- Patrick Maflin
Pound Sterling (GBP)
The Pound was briefly boosted during Friday’s session as the latest British data beat expectations and indicated that the British economy was remaining resilient despite the Brexit vote. Q2 Gross Domestic Product was better-than-expected quarter-on-quarter, but worse-than-expected year-on-year. The index of services outperformed expectations in July, which lightened concerns over July’s Brexit vote jitters slightly.
However, Sterling plummeted on Monday morning in response to weekend news, including comments from UK Prime Minister Theresa May. May claimed on Sunday that the plan was for Article 50 to be activated by the end of March 2017 – beginning the formal Brexit process. Markets had hoped for a delayed Brexit so Britain could at least secure single market access. With German and French elections coming next year, analysts are concerned that negotiators for key European Union nations could change mid-way through the process.
Sterling softened its losses slightly on Monday morning thanks to the latest UK Manufacturing PMI scores. September’s figures beat expectations of slipping from 53.3 to 52.1 by improving to a solid 55.4.
US Dollar (USD)
The Pound to US Dollar exchange rate hit a new three-decade-low on Monday morning as Sterling plummeted on the latest Brexit comments from UK Prime Minister Theresa May.
GBP USD trended relatively flatly during Friday’s trade session as both the Pound and US Dollar were boosted by better-than-expected domestic stats. Friday’s US personal core expenditure (PCE) score improved from 1.6% to 1.7% in August, bringing the figure closer to the bank’s 2.0% target, which was good news for US investors. US markets are still eyeing a December Fed interest rate hike but the US Presidential election is just over a month away and sure to cause market jitters in the meantime.
The Euro has strengthened since late last week as Eurozone stats beat expectations, allowing it to capitalise on mixed appetite for the Pound.
The Eurozone’s latest Consumer Price Index (CPI) projections came in well above expectations, jumping from 0.2% to 0.4% in September and increasing hopes that the European Central Bank’s (ECB) easing measures had finally begun to have the desired effect.

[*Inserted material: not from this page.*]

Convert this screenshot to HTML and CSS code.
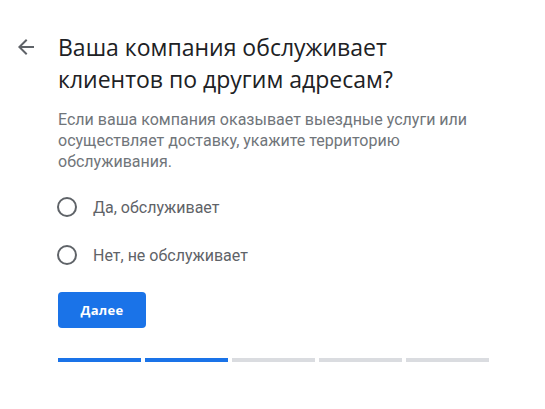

Stronger sentiment towards the Euro as well as a Pound weakened by indications that the Brexit process would begin by March 2017 caused the Pound to Euro exchange rate to plummet to new three-year-lows on Monday.
Australian Dollar (AUD)
The Pound to Australian Dollar exchange rate attempted to advance last Friday, boosted by the day’s better-than-expected UK ecostats. However, the ‘Aussie’ pushed back once again as Sterling weakened and the ‘Aussie’ benefitted from limited demand for risky currencies.

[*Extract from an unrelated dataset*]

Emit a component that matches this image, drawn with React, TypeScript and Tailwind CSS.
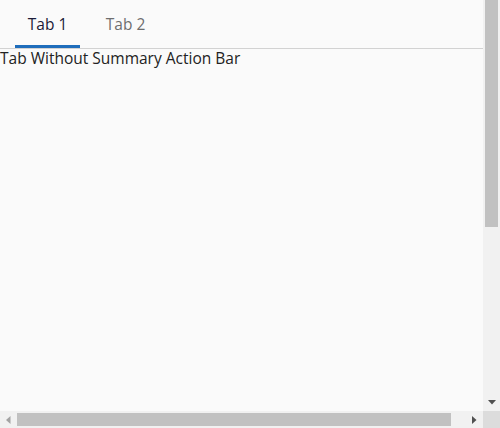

The Australian Dollar trended strongly on Monday, taking advantage of a weakened Sterling and causing GBP AUD to plummet. With the new Reserve Bank of Australia (RBA) Governor’s first policy decision being held on Tuesday, Australian markets readjusted their positions on the ‘Aussie’. Philip Lowe is not expected to act in his first meeting as Governor, and markets speculate that Lowe’s RBA will likely avoid further interest rate cuts until well into 2017.
New Zealand Dollar (NZD)
The Pound to New Zealand Dollar exchange rate dropped on Monday as investors reacted to expectations that the formal Brexit process would begin in March 2017. Markets are also predicting that Britain will see a ‘Hard Brexit’, a full separation from all of the European Union’s benefits.
The New Zealand Dollar trended relatively sturdily as risk-sentiment strengthened.
Canadian Dollar (CAD)
The Pound to Canadian Dollar exchange rate advanced by almost a cent on Monday as investors indulged in a Pound selloff amid expectations that the British government would begin a ‘hard Brexit’ as soon as March 2017.
The ‘Loonie’ was bolstered late last week by Canada’s latest ecostats. Canada’s July Gross Domestic Product (GDP) score revealed that the economy grew by an unexpected 0.5%, beating expectations of 0.3%.